Border Control: Revised Strategy Is Showing Some Positive Results

GGD-95-30 December 29, 1994
Full Report (PDF, 28 pages)  

Summary

Despite law enforcement efforts, the flow of drugs along the southwest border continues, and unless border control efforts become more effective, illegal immigration is expected to increase during the next decade. A 1993 study commissioned by the Office of National Drug Control Policy recommended that the Border Patrol try to prevent illegal alien entry rather than catch illegal aliens once they have entered the country. The study suggested using (1) multiple physical barriers in some areas to prevent entry and (2) more highway checkpoints and other measures to prevent drugs and illegal aliens that have entered the United States from leaving border areas. Officials GAO spoke with expressed support for a "prevention strategy," and preliminary results from recent prevention initiatives in San Diego and El Paso are generally encouraging. However, some drug smuggling and illegal immigration seem to have been rerouted from these two sectors to other southwest border areas where enforcement is less effective. In August 1994, the Immigration and Naturalization Service (INS) approved a national strategy to prevent illegal entry that builds on the agency's success in San Diego and El Paso. Although this plan appears encouraging, GAO concludes that it is too early to tell what impact it will eventually have on drug smuggling and illegal immigration along the southwest border.

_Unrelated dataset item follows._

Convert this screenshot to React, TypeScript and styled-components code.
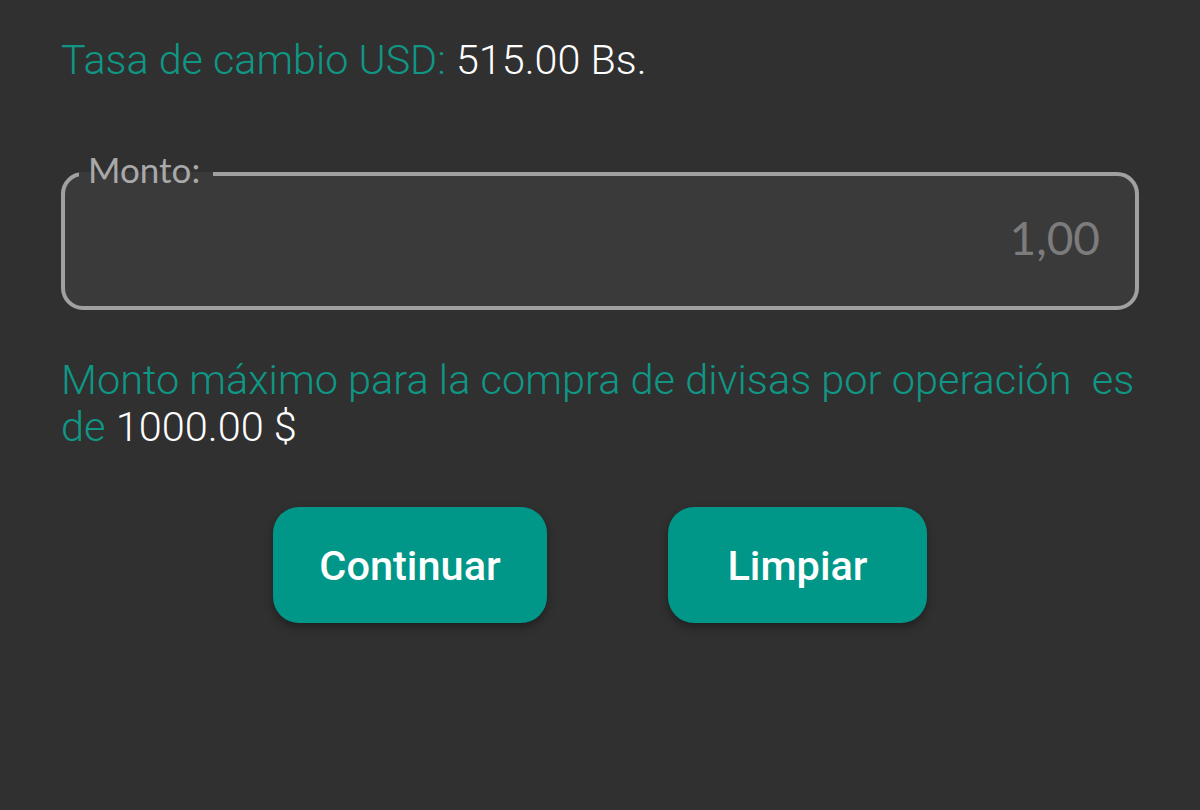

GAO found that: (1) although the full extent of drug smuggling and illegal immigration is unknown, both pose serious security threats along the U.S. southwest border; (2) despite U.S. law enforcement efforts, the flow of cocaine and illegal immigrants continues and is expected to increase; (3) a 1993 study on ways to enhance security along the southwest border between ports of entry recommended that the Border Patrol emphasize entry prevention instead of apprehension, construct physical barriers, and set up additional highway checkpoints to prevent entry; (4) although there is increased interest in a national entry prevention strategy, many officials believe that drug smuggling and illegal immigration activities have merely been rerouted to other southwest border areas where enforcement is less effective; (5) the Immigration and Naturalization Service (INS) plans to implement a national strategy that focuses on preventing illegal entry; and (6) it is too early to assess what impact the new INS strategy will have on drug smuggling and illegal immigration along the southwest border.